*AVAILABLE DATA*:

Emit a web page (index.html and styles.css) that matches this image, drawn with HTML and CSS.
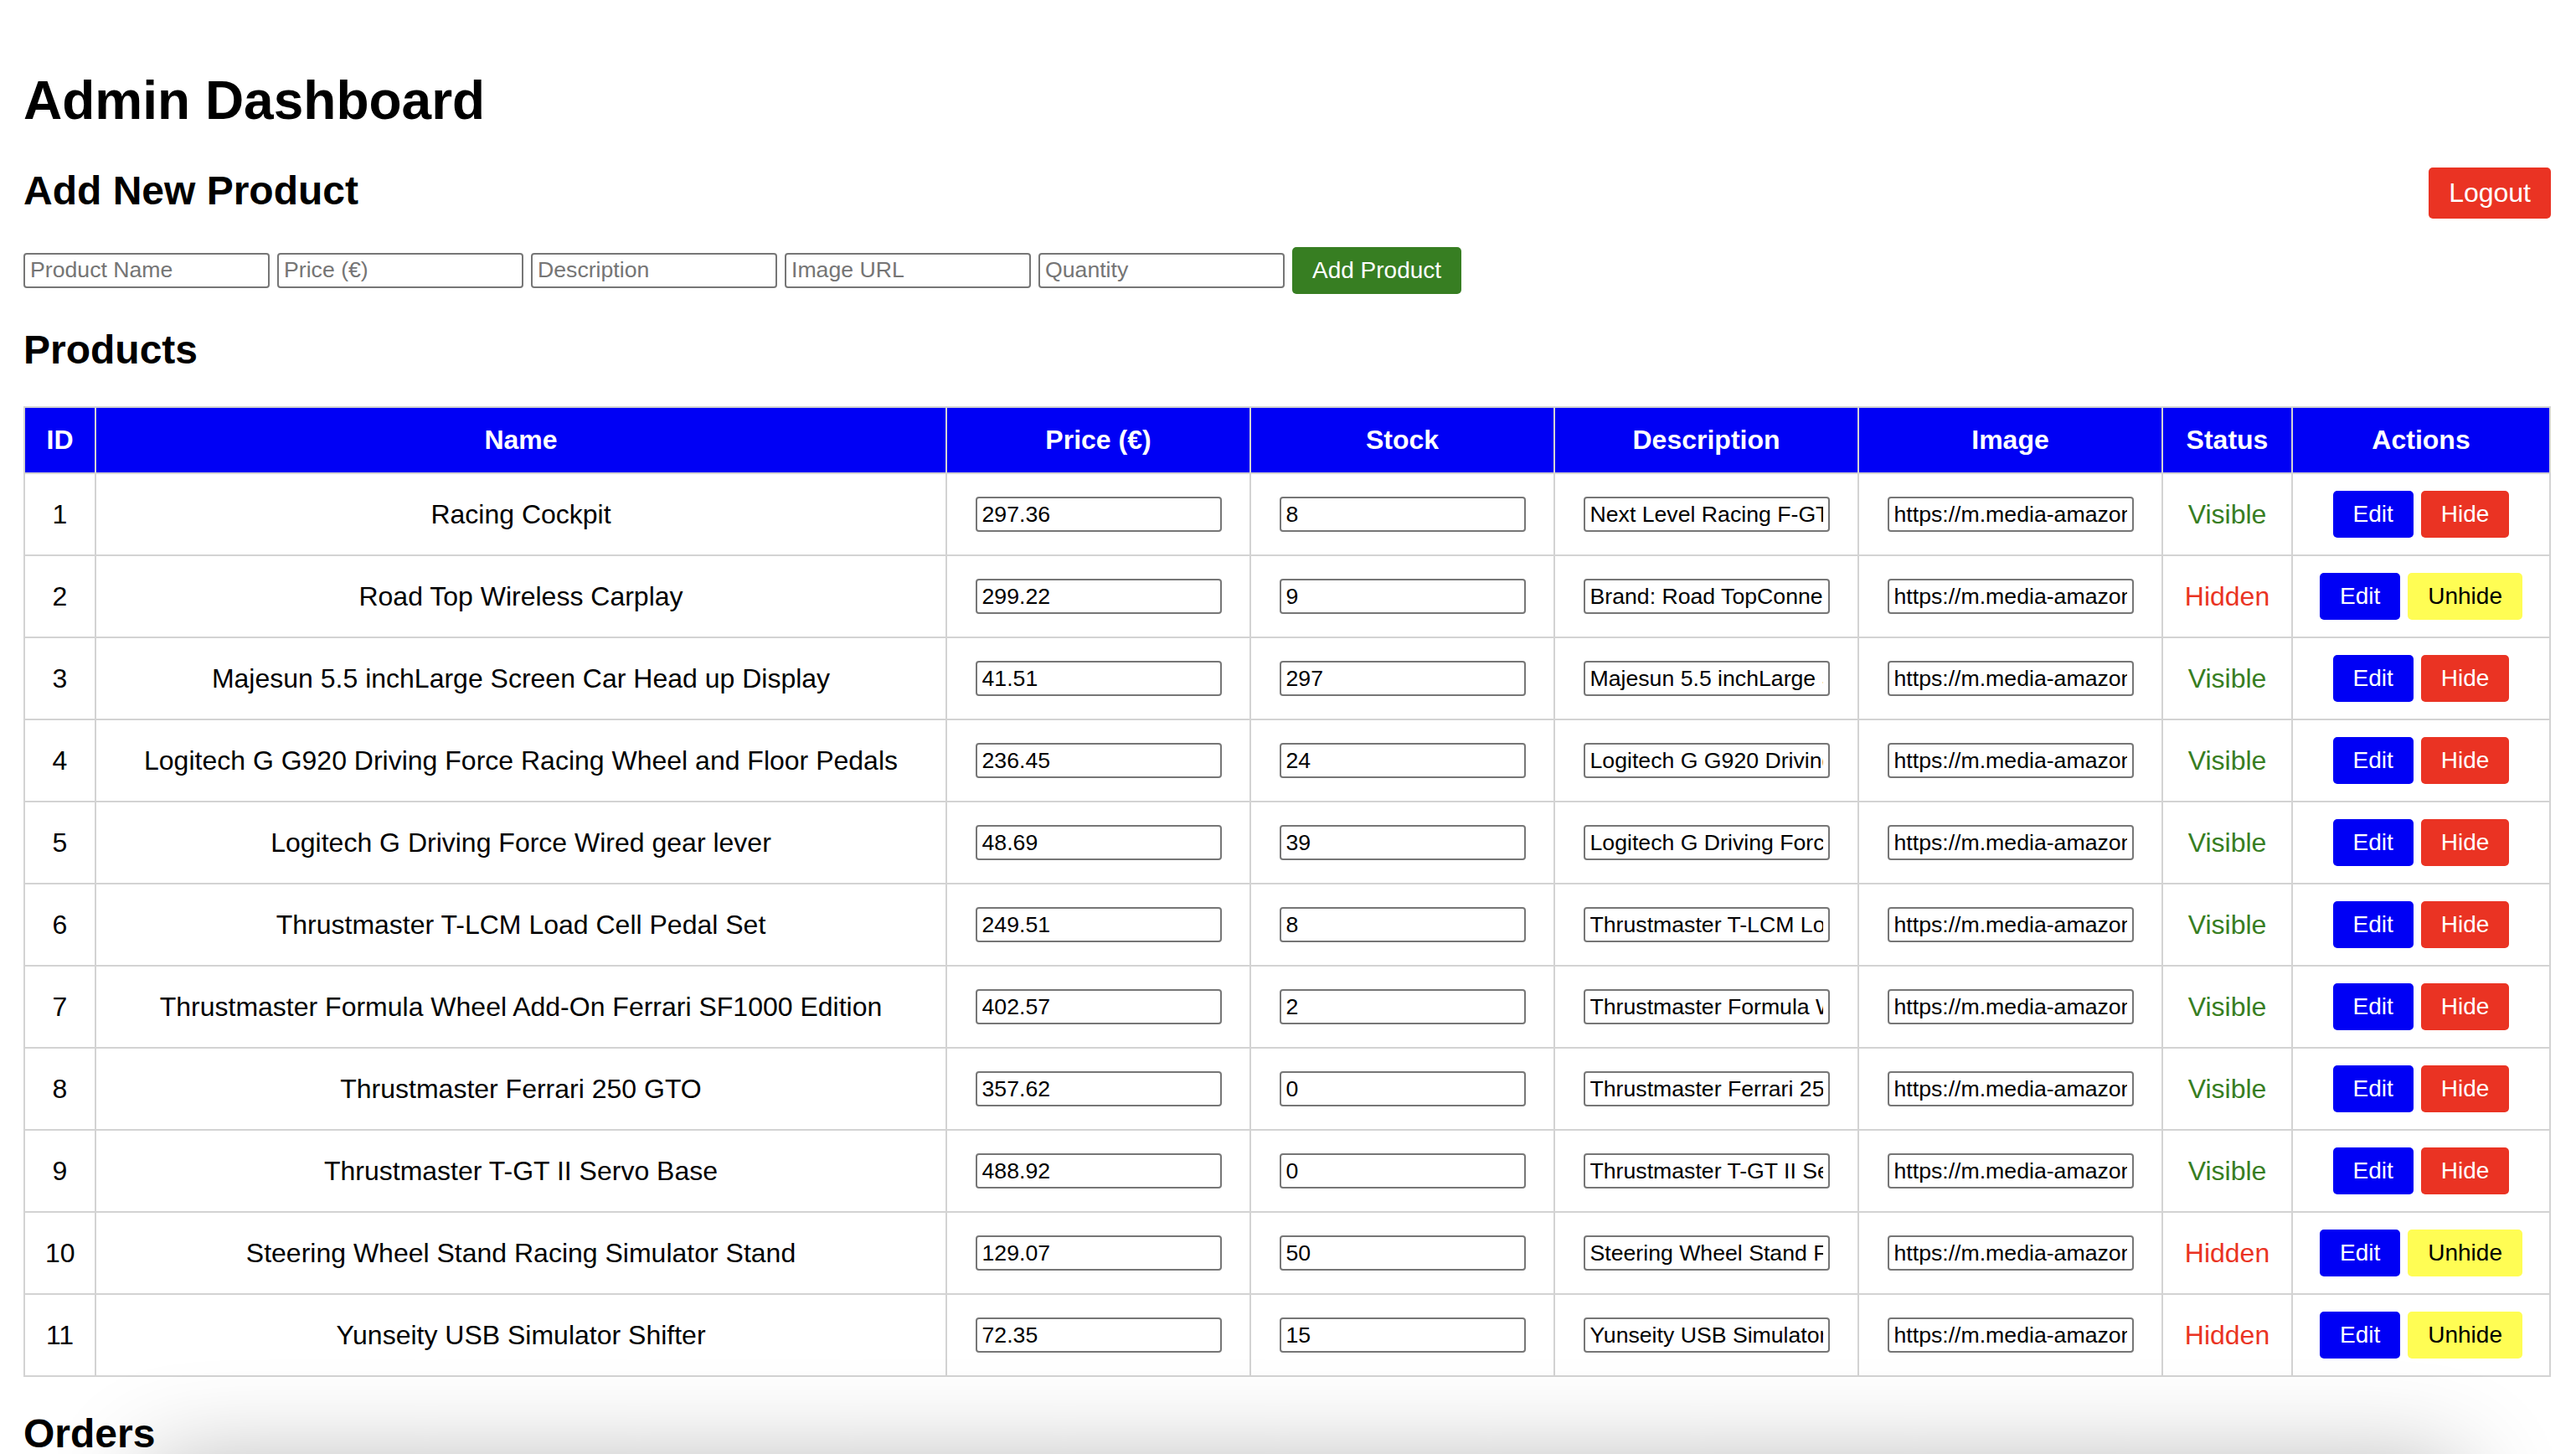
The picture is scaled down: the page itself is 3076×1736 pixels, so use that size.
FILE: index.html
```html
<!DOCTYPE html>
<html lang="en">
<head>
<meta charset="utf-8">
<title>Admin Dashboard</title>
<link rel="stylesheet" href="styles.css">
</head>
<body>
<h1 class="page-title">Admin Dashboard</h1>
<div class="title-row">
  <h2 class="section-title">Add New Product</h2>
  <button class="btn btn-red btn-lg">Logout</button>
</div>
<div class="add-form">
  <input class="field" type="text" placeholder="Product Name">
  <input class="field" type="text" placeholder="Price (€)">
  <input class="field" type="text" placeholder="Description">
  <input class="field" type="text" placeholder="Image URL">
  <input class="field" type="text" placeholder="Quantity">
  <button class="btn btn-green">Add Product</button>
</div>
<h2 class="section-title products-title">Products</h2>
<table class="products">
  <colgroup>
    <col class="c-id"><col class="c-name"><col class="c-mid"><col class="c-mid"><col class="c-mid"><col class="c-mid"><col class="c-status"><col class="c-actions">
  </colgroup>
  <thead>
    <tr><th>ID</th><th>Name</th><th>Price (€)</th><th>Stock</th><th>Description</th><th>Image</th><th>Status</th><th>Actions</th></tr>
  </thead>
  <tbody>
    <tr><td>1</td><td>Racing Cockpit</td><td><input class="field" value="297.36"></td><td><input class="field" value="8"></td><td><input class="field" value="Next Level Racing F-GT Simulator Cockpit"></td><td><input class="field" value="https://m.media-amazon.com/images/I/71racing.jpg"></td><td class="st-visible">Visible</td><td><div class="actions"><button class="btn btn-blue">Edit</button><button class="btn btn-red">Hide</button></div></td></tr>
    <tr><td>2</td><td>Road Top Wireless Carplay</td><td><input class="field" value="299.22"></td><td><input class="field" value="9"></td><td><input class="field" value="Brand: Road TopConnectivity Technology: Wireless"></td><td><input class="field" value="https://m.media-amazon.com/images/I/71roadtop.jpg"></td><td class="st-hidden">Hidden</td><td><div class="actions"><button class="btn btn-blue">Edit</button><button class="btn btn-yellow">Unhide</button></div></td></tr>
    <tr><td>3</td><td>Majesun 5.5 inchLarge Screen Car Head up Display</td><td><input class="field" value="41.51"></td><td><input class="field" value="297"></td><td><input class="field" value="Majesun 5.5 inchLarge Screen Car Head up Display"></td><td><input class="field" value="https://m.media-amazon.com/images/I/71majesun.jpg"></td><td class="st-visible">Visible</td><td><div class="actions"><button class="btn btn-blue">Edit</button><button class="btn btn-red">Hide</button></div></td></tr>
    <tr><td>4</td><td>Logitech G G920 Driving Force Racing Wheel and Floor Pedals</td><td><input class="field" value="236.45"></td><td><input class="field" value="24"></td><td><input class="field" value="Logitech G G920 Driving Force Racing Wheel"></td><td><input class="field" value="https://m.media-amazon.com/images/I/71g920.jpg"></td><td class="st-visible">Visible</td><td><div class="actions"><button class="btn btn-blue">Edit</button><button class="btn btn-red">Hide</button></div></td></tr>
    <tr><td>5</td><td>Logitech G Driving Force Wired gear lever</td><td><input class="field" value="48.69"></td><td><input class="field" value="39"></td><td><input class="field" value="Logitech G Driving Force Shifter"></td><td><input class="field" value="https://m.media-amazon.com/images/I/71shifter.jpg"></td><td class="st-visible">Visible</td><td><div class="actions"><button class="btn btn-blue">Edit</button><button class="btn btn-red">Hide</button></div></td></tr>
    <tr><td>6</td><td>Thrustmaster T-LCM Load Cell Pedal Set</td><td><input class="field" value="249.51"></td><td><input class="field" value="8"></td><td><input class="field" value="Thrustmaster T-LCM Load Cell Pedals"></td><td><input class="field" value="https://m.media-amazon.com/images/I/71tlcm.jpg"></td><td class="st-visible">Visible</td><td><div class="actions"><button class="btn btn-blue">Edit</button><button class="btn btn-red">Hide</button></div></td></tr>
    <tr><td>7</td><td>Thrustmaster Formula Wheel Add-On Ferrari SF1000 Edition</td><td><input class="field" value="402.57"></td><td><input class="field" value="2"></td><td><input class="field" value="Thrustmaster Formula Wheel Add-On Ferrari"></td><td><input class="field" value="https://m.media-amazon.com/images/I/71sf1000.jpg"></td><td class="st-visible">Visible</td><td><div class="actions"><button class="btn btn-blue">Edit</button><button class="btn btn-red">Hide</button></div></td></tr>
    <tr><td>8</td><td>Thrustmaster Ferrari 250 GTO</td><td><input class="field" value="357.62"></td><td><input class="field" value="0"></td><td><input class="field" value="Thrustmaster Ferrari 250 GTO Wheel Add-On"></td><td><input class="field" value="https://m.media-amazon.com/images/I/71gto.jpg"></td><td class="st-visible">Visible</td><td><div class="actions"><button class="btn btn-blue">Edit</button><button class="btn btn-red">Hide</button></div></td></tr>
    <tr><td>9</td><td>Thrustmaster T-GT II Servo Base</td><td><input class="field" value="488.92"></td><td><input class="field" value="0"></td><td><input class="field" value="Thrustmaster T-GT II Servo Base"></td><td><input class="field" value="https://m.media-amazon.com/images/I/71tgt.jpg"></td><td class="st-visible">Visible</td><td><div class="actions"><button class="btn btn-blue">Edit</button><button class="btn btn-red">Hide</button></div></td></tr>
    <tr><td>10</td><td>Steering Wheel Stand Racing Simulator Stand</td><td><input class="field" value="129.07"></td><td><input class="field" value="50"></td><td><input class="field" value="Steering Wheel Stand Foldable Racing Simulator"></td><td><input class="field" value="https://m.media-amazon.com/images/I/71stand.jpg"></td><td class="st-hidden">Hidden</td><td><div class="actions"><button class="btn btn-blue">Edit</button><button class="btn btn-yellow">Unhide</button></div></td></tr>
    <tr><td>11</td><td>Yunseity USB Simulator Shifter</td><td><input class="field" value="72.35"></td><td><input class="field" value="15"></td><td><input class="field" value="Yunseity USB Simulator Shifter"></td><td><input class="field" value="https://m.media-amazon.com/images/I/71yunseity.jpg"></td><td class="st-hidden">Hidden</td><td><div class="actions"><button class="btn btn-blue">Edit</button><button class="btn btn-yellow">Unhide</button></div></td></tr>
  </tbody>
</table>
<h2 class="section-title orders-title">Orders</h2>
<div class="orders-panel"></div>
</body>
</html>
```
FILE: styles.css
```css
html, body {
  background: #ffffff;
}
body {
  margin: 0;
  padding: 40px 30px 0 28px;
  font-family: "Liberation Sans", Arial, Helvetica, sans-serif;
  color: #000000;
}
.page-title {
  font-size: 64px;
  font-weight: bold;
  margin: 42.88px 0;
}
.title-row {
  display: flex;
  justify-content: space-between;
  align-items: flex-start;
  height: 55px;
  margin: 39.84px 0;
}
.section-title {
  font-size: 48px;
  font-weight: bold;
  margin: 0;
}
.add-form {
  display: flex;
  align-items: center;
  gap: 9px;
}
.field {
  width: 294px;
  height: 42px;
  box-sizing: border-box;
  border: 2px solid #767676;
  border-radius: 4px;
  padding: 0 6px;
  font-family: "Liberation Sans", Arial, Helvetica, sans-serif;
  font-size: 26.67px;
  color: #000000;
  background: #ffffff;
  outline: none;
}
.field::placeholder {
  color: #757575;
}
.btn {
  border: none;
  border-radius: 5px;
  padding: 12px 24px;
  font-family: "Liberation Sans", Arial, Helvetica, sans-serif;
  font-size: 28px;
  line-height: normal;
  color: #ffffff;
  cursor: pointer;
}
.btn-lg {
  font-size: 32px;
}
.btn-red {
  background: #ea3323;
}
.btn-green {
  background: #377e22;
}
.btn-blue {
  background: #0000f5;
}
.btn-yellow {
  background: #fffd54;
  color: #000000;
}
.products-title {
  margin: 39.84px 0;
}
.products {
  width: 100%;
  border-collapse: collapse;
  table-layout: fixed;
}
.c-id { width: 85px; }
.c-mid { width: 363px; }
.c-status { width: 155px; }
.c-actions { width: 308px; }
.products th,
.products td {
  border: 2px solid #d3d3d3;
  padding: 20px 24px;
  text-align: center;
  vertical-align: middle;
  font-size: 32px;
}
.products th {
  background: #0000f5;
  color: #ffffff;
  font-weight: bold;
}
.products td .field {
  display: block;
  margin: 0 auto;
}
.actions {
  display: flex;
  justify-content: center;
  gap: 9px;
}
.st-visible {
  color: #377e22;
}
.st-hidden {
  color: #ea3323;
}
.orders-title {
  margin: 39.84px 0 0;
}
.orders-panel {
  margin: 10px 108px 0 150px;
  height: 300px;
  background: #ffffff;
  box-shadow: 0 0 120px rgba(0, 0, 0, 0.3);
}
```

*AIM*: Search the listing for the word "size". Copy every line in which it occurs.

*ANSWER TO THIS TASK*:
The picture is scaled down: the page itself is 3076×1736 pixels, so use that size.
  font-size: 64px;
  font-size: 48px;
  font-size: 26.67px;
  font-size: 28px;
  font-size: 32px;
  font-size: 32px;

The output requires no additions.